Foreign diplomats and U.N. officials serving the U.S. will no longer be provided with visas for same-sex domestic partners by the Trump administration, according to a policy taking effect as of Monday.
Heterosexual domestic partners of foreign diplomats are also not eligible for U.S. visas, a State Department spokesperson explained, and the new policy would "ensure and promote equal treatment," according to ABC News.
"Same-sex spouses of U.S. diplomats now enjoy the same rights and benefits as opposite-sex spouses," the U.S. mission wrote in a July 12 note to U.N. based delegations, according to Foreign Policy. "Consistent with [State] Department policy, partners accompanying members of permanent missions or seeking to join the same must generally be married in order to be eligible" for a diplomatic visa.
Critics said the policy could pose a problem in countries that do not recognize same-sex marriages.
Currently, only 26 countries have legalized same-sex marriages, the Pew Research Center noted.
Meanwhile, homosexual activity is still considered illegal in 72 countries, ABC News said.
The U.N. Globe addressed this in a statement, noting that the State Department was "enforcing parity in the way they recognize opposite-sex partnerships and same-sex partnerships."
This, it said, was "an unfortunate change in rules, since same-sex couples, unlike opposite-sex couples, have limited choices when it comes to marriage."
Samantha Power, a former U.S. Ambassador to the U.N., took to Twitter to criticize the policy, calling it "needlessly cruel and bigoted."

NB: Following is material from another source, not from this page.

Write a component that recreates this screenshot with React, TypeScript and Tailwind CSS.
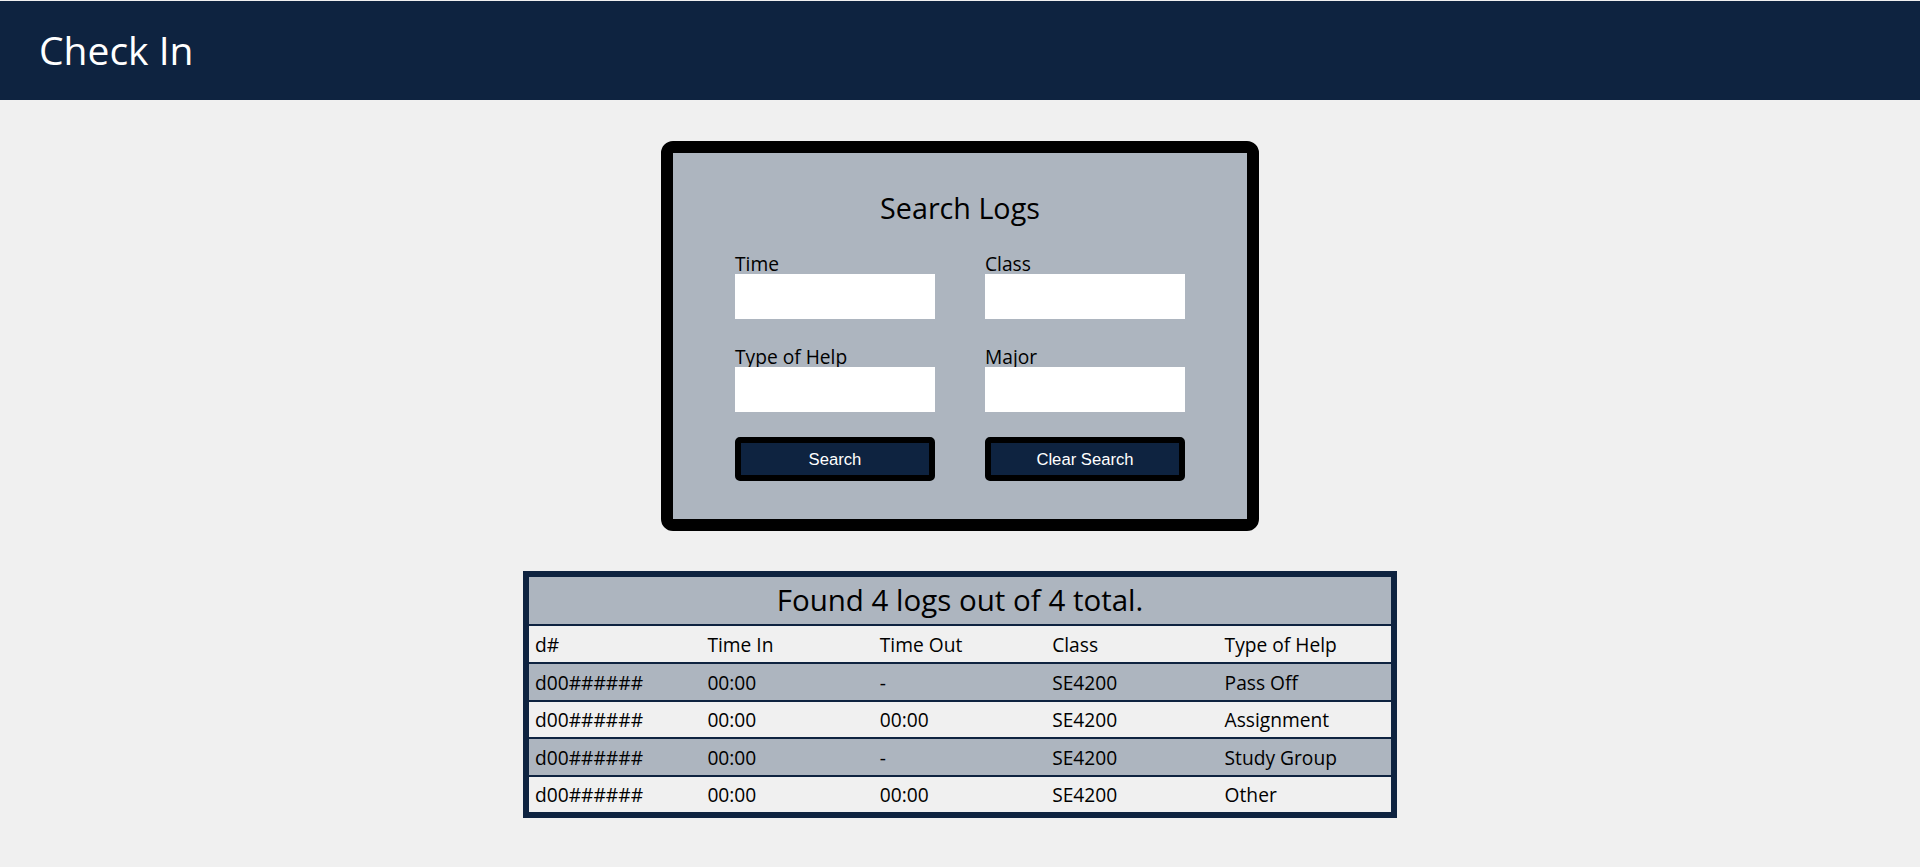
const logs = [
	{ id: "d00######", timeIn: "00:00", timeOut: "-", course: "SE4200", help: "Pass Off" },
	{ id: "d00######", timeIn: "00:00", timeOut: "00:00", course: "SE4200", help: "Assignment" },
	{ id: "d00######", timeIn: "00:00", timeOut: "-", course: "SE4200", help: "Study Group" },
	{ id: "d00######", timeIn: "00:00", timeOut: "00:00", course: "SE4200", help: "Other" },
];

const fields = [
	{ label: "Time" },
	{ label: "Class" },
	{ label: "Type of Help" },
	{ label: "Major" },
];

function Field({ label }: { label: string }) {
	return (
		<label className="flex flex-col">
			<span className="h-[21px] leading-[21px]">{label}</span>
			<input type="text" className="h-[45px] w-[200px] bg-white outline-none px-2" />
		</label>
	);
}

function SearchPanel() {
	return (
		<section className="mx-auto mt-[41px] w-[598px] rounded-[12px] border-[12px] border-black bg-[#adb5bf] pt-[38px] pb-[38px]">
			<h2 className="h-[34px] text-center text-[28.7px] leading-[34px]">Search Logs</h2>
			<div className="mx-auto mt-[28px] grid w-[450px] grid-cols-2 gap-x-[50px] gap-y-[27px]">
				{fields.map((f) => (
					<Field key={f.label} label={f.label} />
				))}
			</div>
			<div className="mx-auto mt-[25px] grid w-[450px] grid-cols-2 gap-x-[50px]">
				<button className="h-[44px] rounded-[5px] border-[6px] border-black bg-[#0e2340] text-[16.67px] text-white font-['Liberation_Sans',Arial,sans-serif]">
					Search
				</button>
				<button className="h-[44px] rounded-[5px] border-[6px] border-black bg-[#0e2340] text-[16.67px] text-white font-['Liberation_Sans',Arial,sans-serif]">
					Clear Search
				</button>
			</div>
		</section>
	);
}

function LogsTable() {
	const row = "grid grid-cols-5 items-center border-t-2 border-[#0e2340] pt-[3px]";
	return (
		<section className="mx-auto mt-[40px] w-[874px] border-[6px] border-[#0e2340]">
			<div className="flex h-[47px] items-center justify-center bg-[#adb5bf] text-[29.5px]">
				Found {logs.length} logs out of {logs.length} total.
			</div>
			<div className={`${row} h-[38px] bg-[#f0f0f0]`}>
				<span className="pl-[6px]">d#</span>
				<span className="pl-[6px]">Time In</span>
				<span className="pl-[6px]">Time Out</span>
				<span className="pl-[6px]">Class</span>
				<span className="pl-[6px]">Type of Help</span>
			</div>
			{logs.map((log, index) => (
				<div
					key={index}
					className={`${row} h-[37.5px] ${index % 2 === 0 ? "bg-[#adb5bf]" : "bg-[#f0f0f0]"}`}
				>
					<span className="pl-[6px]">{log.id}</span>
					<span className="pl-[6px]">{log.timeIn}</span>
					<span className="pl-[6px]">{log.timeOut}</span>
					<span className="pl-[6px]">{log.course}</span>
					<span className="pl-[6px]">{log.help}</span>
				</div>
			))}
		</section>
	);
}

export default function App() {
	return (
		<div className="min-h-screen bg-[#f0f0f0] pt-px text-[19.2px] text-black font-['Open_Sans',sans-serif]">
			<header className="flex h-[99px] items-center bg-[#0e2340] pl-[39px]">
				<h1 className="text-[39px] text-white">Check In</h1>
			</header>
			<SearchPanel />
			<LogsTable />
		</div>
	);
}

She noted that only 12 percent of U.N. member states allowed same-sex marriages.
Human Rights Watch deputy U.N. director, Akshaya Kumar, said the policy would "tear LGBT U.N. staff" from their partners, according to Time.
"Requiring a marriage as proof of bona fide partnership is a bad and cruel policy, one that replicates the terrible discrimination many LGBT people face in their own countries," she said.